Environmental historians and environmental activists will point out that all natural disasters are manmade disasters. There is nothing natural about a metroplex that contains more than 6 million humans. The homes that we live in, the cars that we drive, the air conditions we use to inhabit the inhospitable territory, the reservoirs we build (for context, every lake in Texas with the exception of Lake Caddo, on the Texas-Louisiana border is manmade), and the global supply chains we pull upon to feed the millions are all artificial. There was no natural force that attracted all these people to Houston en masse, or any other major city. Governmental policy, both local and national, economic development, tax policy, developers, corporations, and a host of other issues created a sprawling location.
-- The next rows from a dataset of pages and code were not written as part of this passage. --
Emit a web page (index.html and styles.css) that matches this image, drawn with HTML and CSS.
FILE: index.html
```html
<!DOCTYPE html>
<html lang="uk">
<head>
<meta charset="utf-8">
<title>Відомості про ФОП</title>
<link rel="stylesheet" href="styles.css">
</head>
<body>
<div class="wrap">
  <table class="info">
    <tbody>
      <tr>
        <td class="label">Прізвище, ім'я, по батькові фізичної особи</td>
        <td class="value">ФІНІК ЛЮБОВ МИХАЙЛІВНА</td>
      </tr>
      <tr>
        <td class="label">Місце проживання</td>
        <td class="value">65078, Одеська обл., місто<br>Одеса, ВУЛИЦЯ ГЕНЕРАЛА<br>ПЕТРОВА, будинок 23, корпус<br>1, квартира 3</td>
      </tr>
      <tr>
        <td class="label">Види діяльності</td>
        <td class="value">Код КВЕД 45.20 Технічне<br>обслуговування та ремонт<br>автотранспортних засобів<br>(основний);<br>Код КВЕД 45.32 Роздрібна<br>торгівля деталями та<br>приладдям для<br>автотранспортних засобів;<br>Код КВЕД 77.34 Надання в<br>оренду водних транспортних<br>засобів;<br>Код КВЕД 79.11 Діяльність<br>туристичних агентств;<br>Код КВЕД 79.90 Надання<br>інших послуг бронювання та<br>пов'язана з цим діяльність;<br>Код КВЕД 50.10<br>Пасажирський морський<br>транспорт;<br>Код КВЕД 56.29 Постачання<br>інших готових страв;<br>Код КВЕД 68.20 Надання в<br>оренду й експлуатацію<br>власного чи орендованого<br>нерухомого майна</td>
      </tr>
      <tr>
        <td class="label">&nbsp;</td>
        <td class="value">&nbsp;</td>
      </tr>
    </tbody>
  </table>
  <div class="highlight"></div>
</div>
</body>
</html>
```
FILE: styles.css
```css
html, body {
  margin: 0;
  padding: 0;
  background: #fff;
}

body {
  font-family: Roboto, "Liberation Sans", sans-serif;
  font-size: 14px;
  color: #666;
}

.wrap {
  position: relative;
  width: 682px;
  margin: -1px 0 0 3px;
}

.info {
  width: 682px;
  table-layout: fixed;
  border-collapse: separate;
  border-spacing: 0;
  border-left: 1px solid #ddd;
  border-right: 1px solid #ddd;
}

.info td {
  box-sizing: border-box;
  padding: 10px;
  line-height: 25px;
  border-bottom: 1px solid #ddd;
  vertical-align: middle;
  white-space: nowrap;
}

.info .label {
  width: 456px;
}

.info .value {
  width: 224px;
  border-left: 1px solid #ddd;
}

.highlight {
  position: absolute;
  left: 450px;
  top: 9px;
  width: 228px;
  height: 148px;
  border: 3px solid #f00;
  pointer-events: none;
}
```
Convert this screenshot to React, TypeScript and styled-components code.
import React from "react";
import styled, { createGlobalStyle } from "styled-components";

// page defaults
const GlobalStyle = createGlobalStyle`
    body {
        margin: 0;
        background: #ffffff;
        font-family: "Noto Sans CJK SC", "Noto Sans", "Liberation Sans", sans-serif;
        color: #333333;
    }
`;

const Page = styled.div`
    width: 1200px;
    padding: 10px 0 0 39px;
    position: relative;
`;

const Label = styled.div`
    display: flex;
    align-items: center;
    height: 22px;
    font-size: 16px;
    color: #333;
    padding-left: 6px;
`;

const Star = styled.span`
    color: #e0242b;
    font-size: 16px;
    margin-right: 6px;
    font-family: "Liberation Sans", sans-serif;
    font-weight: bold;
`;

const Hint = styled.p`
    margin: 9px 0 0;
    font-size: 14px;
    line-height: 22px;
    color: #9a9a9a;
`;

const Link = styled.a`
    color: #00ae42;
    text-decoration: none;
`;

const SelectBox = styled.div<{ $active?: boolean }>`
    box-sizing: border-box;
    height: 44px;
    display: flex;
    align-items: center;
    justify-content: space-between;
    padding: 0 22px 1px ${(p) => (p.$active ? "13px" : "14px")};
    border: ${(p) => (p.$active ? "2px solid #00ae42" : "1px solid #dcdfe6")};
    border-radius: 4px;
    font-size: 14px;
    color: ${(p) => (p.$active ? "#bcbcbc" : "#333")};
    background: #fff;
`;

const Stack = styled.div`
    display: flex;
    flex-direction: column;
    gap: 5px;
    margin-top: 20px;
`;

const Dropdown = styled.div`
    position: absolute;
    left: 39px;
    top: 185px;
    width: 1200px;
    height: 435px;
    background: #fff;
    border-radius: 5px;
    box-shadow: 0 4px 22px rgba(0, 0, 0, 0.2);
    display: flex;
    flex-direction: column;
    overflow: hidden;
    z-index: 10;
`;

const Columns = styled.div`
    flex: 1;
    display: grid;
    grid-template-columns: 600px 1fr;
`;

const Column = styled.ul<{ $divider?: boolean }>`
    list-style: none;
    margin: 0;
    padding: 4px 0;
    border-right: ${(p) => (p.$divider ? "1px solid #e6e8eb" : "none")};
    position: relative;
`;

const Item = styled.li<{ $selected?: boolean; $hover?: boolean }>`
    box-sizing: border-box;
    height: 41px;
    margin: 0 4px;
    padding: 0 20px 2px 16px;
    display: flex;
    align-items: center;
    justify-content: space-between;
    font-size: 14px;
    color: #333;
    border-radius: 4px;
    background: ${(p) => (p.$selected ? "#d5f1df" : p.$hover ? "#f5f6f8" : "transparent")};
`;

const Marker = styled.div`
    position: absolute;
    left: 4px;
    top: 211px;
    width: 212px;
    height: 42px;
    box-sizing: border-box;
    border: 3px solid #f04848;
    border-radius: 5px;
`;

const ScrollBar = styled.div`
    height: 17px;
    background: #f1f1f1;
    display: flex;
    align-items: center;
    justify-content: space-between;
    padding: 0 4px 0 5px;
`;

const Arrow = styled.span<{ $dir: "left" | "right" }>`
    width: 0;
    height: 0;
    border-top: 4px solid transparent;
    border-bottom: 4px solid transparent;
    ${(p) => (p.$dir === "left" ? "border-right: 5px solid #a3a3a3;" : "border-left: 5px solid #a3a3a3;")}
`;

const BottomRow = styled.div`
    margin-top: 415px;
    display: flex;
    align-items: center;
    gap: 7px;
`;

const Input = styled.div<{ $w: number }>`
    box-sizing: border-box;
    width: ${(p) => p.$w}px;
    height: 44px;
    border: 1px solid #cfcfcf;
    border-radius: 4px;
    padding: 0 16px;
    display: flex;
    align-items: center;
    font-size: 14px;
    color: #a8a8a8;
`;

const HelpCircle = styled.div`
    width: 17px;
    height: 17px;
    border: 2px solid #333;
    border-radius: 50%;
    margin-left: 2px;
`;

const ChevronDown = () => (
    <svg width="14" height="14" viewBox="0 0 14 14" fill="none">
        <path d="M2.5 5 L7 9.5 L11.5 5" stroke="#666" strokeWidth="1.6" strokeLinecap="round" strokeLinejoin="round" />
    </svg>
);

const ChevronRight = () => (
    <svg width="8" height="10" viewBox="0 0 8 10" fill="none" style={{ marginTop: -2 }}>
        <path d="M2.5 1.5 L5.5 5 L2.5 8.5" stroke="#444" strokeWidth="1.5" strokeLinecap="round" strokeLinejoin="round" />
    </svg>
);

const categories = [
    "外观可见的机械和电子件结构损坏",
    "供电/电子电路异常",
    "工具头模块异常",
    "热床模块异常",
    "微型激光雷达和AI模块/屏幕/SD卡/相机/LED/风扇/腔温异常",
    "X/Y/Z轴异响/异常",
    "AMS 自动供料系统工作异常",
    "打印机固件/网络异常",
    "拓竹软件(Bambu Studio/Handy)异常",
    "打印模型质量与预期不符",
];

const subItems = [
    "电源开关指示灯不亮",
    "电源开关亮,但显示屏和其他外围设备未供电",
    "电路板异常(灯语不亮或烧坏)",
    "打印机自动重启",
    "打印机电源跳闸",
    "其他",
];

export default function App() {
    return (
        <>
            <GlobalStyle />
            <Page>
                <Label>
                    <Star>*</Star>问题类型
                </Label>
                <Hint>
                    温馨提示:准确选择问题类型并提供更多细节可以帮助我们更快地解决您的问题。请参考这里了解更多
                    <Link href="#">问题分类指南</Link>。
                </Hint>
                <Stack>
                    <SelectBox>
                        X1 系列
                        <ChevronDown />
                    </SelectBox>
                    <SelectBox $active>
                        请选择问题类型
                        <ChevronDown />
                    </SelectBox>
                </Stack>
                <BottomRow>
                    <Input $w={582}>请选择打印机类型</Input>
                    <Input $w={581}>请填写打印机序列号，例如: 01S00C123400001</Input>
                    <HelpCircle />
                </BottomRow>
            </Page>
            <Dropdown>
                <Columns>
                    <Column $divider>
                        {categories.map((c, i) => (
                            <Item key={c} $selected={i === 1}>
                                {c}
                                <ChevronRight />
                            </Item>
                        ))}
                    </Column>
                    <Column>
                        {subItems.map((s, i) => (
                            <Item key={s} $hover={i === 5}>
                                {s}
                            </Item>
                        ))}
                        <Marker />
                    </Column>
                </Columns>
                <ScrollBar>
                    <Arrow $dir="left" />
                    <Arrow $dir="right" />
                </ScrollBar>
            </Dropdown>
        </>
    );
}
“A landscape…is not just a place, it is a story,” an environmental historian wrote about the irrigation projects of Idaho, but he meant it to apply to the whole nation. It is a story that we tell ourselves about progress, about control, about our future, and about who we are as a nation. As the flood waters rose, regular people ventured out in boats, risking their lives, to save others. Many believed it was the city of Houston’s finest moment. As the flood waters recede, rebuilding has already begun. Many believe it is an example of the indomitable American spirit. It seems that we have concluded, much like Johnson almost a century ago, that human life is more valuable than scenery, but we must not forget that we are, whether parasitically or symbiotically, tethered to that scenery and it is changing under our feet and over our heads.